Given problem:
Transcribe the records exactly. Pictures do not belong in the transcription.

Data supplied:
# # # #

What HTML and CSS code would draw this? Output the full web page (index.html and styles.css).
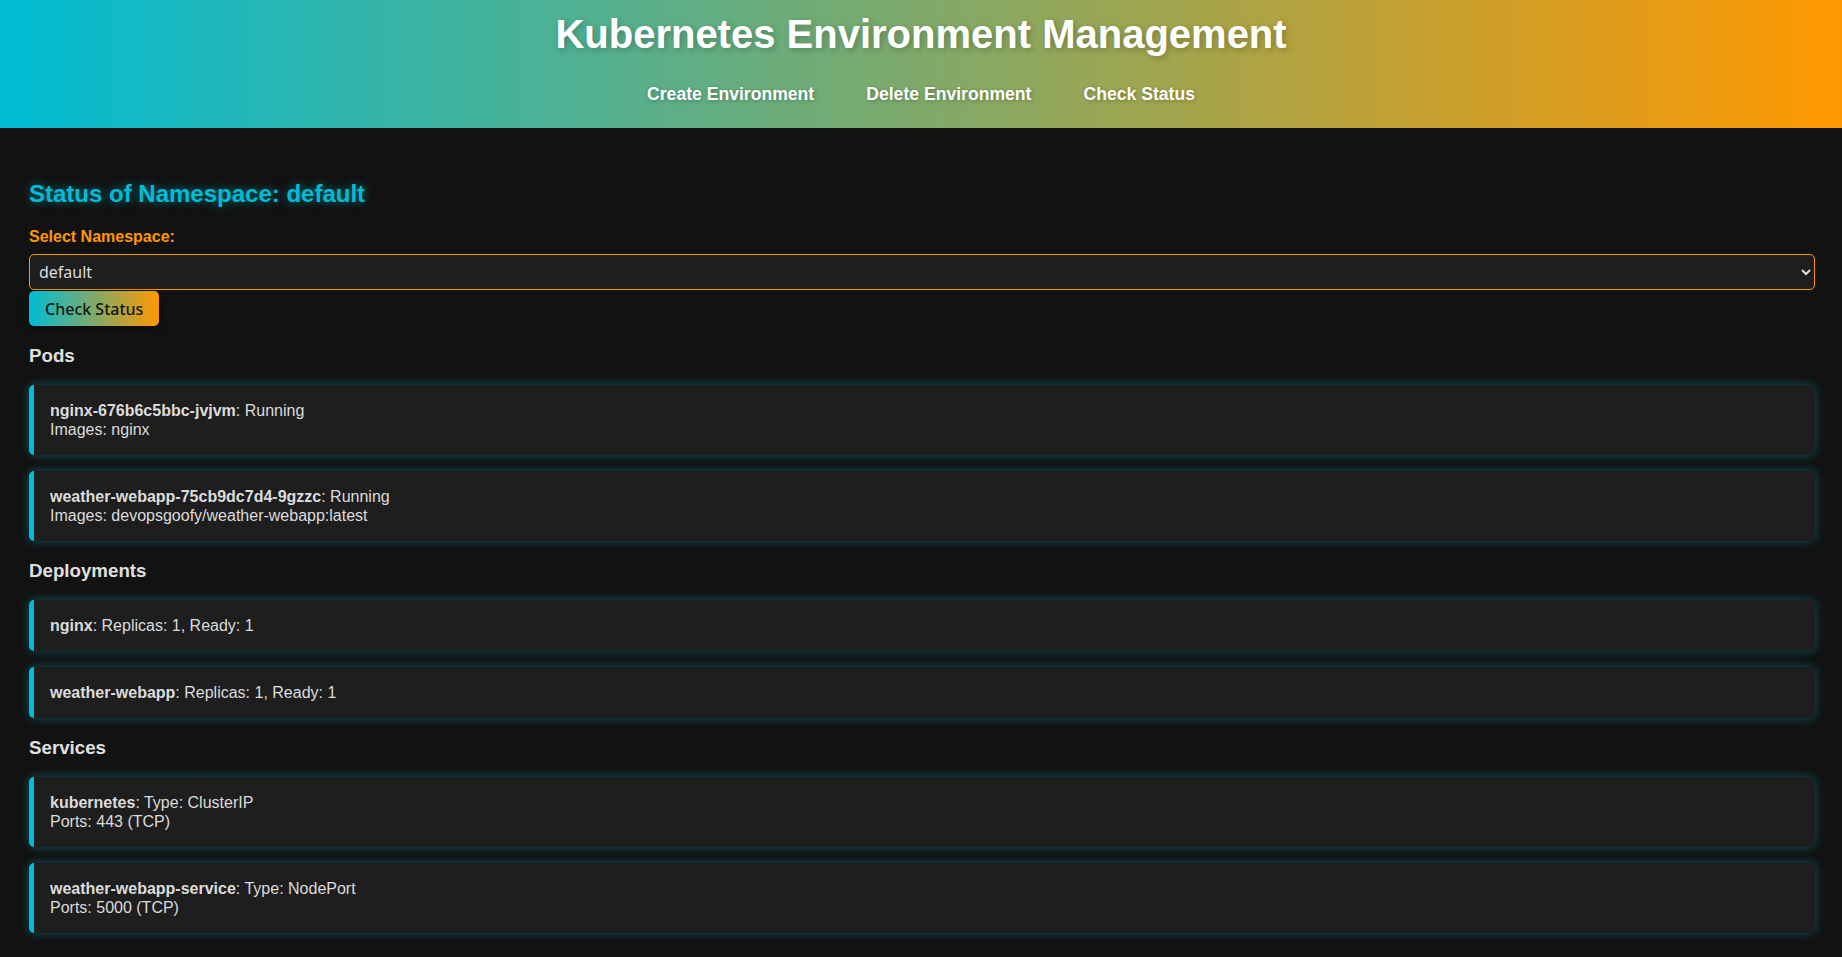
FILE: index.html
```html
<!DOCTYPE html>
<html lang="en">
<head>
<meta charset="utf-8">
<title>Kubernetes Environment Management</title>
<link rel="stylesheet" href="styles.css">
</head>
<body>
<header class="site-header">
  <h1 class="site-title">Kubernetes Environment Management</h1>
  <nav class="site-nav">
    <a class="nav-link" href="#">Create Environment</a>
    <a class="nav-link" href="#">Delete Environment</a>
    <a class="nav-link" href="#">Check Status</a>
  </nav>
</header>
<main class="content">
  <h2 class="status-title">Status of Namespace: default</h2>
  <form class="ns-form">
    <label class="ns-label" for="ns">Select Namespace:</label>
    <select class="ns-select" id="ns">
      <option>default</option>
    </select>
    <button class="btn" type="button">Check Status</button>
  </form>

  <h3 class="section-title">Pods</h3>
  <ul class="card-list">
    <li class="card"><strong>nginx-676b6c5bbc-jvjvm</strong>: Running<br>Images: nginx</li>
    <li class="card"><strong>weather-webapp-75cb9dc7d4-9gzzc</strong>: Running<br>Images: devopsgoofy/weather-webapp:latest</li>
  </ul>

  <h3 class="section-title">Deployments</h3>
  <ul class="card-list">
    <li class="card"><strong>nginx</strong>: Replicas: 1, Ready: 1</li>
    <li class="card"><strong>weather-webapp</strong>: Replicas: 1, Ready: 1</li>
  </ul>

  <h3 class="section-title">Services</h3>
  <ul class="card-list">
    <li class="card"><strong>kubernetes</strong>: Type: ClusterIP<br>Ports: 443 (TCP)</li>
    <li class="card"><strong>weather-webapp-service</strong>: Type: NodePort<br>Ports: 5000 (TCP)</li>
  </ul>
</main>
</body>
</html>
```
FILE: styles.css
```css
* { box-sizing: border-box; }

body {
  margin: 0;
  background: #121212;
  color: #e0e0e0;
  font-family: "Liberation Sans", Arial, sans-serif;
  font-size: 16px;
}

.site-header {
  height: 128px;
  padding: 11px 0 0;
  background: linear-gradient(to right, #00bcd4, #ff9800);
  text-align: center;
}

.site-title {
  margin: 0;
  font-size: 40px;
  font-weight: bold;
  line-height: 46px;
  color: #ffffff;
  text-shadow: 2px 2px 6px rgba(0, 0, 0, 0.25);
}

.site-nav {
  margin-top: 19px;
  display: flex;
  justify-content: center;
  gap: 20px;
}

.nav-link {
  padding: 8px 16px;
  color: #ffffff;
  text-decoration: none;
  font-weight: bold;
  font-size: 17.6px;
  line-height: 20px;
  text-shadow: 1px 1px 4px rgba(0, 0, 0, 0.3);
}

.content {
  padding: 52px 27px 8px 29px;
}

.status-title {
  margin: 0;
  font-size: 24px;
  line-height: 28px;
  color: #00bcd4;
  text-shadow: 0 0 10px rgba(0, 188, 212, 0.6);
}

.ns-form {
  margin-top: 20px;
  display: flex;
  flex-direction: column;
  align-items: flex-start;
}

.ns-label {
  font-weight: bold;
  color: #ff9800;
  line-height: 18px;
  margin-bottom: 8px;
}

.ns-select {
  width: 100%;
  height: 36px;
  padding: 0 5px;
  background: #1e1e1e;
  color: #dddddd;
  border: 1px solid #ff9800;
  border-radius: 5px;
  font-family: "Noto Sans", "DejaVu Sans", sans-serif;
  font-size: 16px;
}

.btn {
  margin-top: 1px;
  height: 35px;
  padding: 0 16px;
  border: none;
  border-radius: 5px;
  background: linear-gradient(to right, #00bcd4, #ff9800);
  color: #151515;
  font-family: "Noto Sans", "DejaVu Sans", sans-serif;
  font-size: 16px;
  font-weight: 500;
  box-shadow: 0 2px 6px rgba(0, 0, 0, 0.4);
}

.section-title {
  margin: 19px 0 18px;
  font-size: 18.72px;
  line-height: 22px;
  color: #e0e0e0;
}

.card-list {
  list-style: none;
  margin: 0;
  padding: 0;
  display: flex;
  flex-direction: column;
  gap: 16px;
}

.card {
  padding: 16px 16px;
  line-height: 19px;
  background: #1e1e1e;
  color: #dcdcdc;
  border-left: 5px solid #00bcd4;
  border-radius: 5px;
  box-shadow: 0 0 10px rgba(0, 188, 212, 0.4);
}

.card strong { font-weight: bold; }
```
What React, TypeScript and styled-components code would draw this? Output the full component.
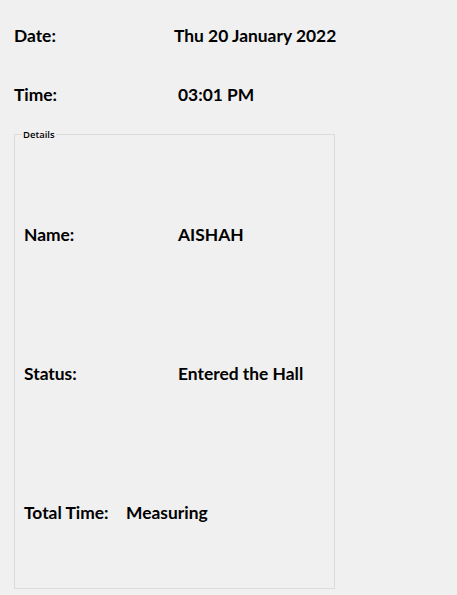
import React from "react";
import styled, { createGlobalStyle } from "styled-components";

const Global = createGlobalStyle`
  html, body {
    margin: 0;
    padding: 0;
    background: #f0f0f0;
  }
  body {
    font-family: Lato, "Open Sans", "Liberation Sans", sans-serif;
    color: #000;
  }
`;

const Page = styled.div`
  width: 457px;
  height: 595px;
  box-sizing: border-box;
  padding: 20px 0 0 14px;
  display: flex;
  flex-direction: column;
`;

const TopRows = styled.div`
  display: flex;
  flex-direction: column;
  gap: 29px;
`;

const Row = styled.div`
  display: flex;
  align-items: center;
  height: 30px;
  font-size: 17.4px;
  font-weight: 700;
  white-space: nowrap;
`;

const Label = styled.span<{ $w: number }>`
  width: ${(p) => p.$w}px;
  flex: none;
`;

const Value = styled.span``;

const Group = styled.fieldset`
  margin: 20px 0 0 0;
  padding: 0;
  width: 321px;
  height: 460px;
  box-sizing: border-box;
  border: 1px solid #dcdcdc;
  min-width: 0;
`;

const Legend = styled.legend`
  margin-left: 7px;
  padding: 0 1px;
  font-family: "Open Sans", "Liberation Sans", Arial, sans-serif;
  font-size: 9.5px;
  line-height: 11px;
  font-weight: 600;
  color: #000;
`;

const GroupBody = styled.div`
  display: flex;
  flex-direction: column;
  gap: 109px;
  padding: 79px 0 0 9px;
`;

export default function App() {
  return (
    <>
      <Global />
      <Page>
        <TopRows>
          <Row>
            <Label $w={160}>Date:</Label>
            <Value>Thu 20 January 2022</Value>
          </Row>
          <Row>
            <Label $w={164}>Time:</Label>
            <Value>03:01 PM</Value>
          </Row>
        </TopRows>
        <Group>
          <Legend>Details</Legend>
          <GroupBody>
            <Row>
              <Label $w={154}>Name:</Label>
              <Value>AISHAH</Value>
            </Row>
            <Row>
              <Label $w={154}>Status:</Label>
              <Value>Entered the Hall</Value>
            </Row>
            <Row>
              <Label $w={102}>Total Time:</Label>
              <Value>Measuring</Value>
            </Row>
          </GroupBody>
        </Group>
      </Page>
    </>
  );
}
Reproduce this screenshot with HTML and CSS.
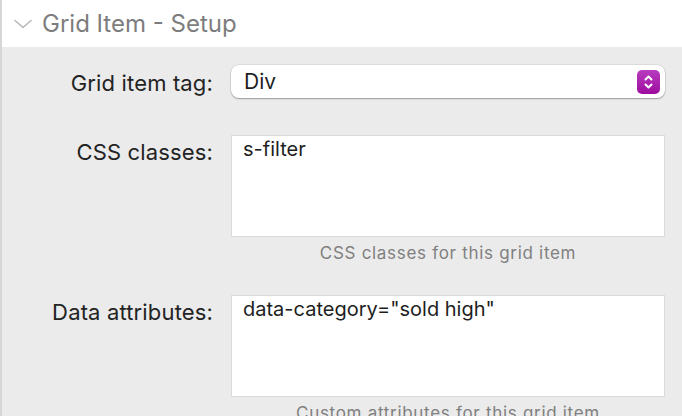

# # # #

The solution:
What HTML and CSS code would draw this? Output the full web page (index.html and styles.css).
FILE: index.html
```html
<!DOCTYPE html>
<html lang="en">
<head>
<meta charset="utf-8">
<title>Kubernetes Environment Management</title>
<link rel="stylesheet" href="styles.css">
</head>
<body>
<header class="site-header">
  <h1 class="site-title">Kubernetes Environment Management</h1>
  <nav class="site-nav">
    <a class="nav-link" href="#">Create Environment</a>
    <a class="nav-link" href="#">Delete Environment</a>
    <a class="nav-link" href="#">Check Status</a>
  </nav>
</header>
<main class="content">
  <h2 class="status-title">Status of Namespace: default</h2>
  <form class="ns-form">
    <label class="ns-label" for="ns">Select Namespace:</label>
    <select class="ns-select" id="ns">
      <option>default</option>
    </select>
    <button class="btn" type="button">Check Status</button>
  </form>

  <h3 class="section-title">Pods</h3>
  <ul class="card-list">
    <li class="card"><strong>nginx-676b6c5bbc-jvjvm</strong>: Running<br>Images: nginx</li>
    <li class="card"><strong>weather-webapp-75cb9dc7d4-9gzzc</strong>: Running<br>Images: devopsgoofy/weather-webapp:latest</li>
  </ul>

  <h3 class="section-title">Deployments</h3>
  <ul class="card-list">
    <li class="card"><strong>nginx</strong>: Replicas: 1, Ready: 1</li>
    <li class="card"><strong>weather-webapp</strong>: Replicas: 1, Ready: 1</li>
  </ul>

  <h3 class="section-title">Services</h3>
  <ul class="card-list">
    <li class="card"><strong>kubernetes</strong>: Type: ClusterIP<br>Ports: 443 (TCP)</li>
    <li class="card"><strong>weather-webapp-service</strong>: Type: NodePort<br>Ports: 5000 (TCP)</li>
  </ul>
</main>
</body>
</html>
```
FILE: styles.css
```css
* { box-sizing: border-box; }

body {
  margin: 0;
  background: #121212;
  color: #e0e0e0;
  font-family: "Liberation Sans", Arial, sans-serif;
  font-size: 16px;
}

.site-header {
  height: 128px;
  padding: 11px 0 0;
  background: linear-gradient(to right, #00bcd4, #ff9800);
  text-align: center;
}

.site-title {
  margin: 0;
  font-size: 40px;
  font-weight: bold;
  line-height: 46px;
  color: #ffffff;
  text-shadow: 2px 2px 6px rgba(0, 0, 0, 0.25);
}

.site-nav {
  margin-top: 19px;
  display: flex;
  justify-content: center;
  gap: 20px;
}

.nav-link {
  padding: 8px 16px;
  color: #ffffff;
  text-decoration: none;
  font-weight: bold;
  font-size: 17.6px;
  line-height: 20px;
  text-shadow: 1px 1px 4px rgba(0, 0, 0, 0.3);
}

.content {
  padding: 52px 27px 8px 29px;
}

.status-title {
  margin: 0;
  font-size: 24px;
  line-height: 28px;
  color: #00bcd4;
  text-shadow: 0 0 10px rgba(0, 188, 212, 0.6);
}

.ns-form {
  margin-top: 20px;
  display: flex;
  flex-direction: column;
  align-items: flex-start;
}

.ns-label {
  font-weight: bold;
  color: #ff9800;
  line-height: 18px;
  margin-bottom: 8px;
}

.ns-select {
  width: 100%;
  height: 36px;
  padding: 0 5px;
  background: #1e1e1e;
  color: #dddddd;
  border: 1px solid #ff9800;
  border-radius: 5px;
  font-family: "Noto Sans", "DejaVu Sans", sans-serif;
  font-size: 16px;
}

.btn {
  margin-top: 1px;
  height: 35px;
  padding: 0 16px;
  border: none;
  border-radius: 5px;
  background: linear-gradient(to right, #00bcd4, #ff9800);
  color: #151515;
  font-family: "Noto Sans", "DejaVu Sans", sans-serif;
  font-size: 16px;
  font-weight: 500;
  box-shadow: 0 2px 6px rgba(0, 0, 0, 0.4);
}

.section-title {
  margin: 19px 0 18px;
  font-size: 18.72px;
  line-height: 22px;
  color: #e0e0e0;
}

.card-list {
  list-style: none;
  margin: 0;
  padding: 0;
  display: flex;
  flex-direction: column;
  gap: 16px;
}

.card {
  padding: 16px 16px;
  line-height: 19px;
  background: #1e1e1e;
  color: #dcdcdc;
  border-left: 5px solid #00bcd4;
  border-radius: 5px;
  box-shadow: 0 0 10px rgba(0, 188, 212, 0.4);
}

.card strong { font-weight: bold; }
```
What React, TypeScript and styled-components code would draw this? Output the full component.
import React from "react";
import styled, { createGlobalStyle } from "styled-components";

const Global = createGlobalStyle`
  html, body {
    margin: 0;
    padding: 0;
    background: #f0f0f0;
  }
  body {
    font-family: Lato, "Open Sans", "Liberation Sans", sans-serif;
    color: #000;
  }
`;

const Page = styled.div`
  width: 457px;
  height: 595px;
  box-sizing: border-box;
  padding: 20px 0 0 14px;
  display: flex;
  flex-direction: column;
`;

const TopRows = styled.div`
  display: flex;
  flex-direction: column;
  gap: 29px;
`;

const Row = styled.div`
  display: flex;
  align-items: center;
  height: 30px;
  font-size: 17.4px;
  font-weight: 700;
  white-space: nowrap;
`;

const Label = styled.span<{ $w: number }>`
  width: ${(p) => p.$w}px;
  flex: none;
`;

const Value = styled.span``;

const Group = styled.fieldset`
  margin: 20px 0 0 0;
  padding: 0;
  width: 321px;
  height: 460px;
  box-sizing: border-box;
  border: 1px solid #dcdcdc;
  min-width: 0;
`;

const Legend = styled.legend`
  margin-left: 7px;
  padding: 0 1px;
  font-family: "Open Sans", "Liberation Sans", Arial, sans-serif;
  font-size: 9.5px;
  line-height: 11px;
  font-weight: 600;
  color: #000;
`;

const GroupBody = styled.div`
  display: flex;
  flex-direction: column;
  gap: 109px;
  padding: 79px 0 0 9px;
`;

export default function App() {
  return (
    <>
      <Global />
      <Page>
        <TopRows>
          <Row>
            <Label $w={160}>Date:</Label>
            <Value>Thu 20 January 2022</Value>
          </Row>
          <Row>
            <Label $w={164}>Time:</Label>
            <Value>03:01 PM</Value>
          </Row>
        </TopRows>
        <Group>
          <Legend>Details</Legend>
          <GroupBody>
            <Row>
              <Label $w={154}>Name:</Label>
              <Value>AISHAH</Value>
            </Row>
            <Row>
              <Label $w={154}>Status:</Label>
              <Value>Entered the Hall</Value>
            </Row>
            <Row>
              <Label $w={102}>Total Time:</Label>
              <Value>Measuring</Value>
            </Row>
          </GroupBody>
        </Group>
      </Page>
    </>
  );
}
Reproduce this screenshot with HTML and CSS.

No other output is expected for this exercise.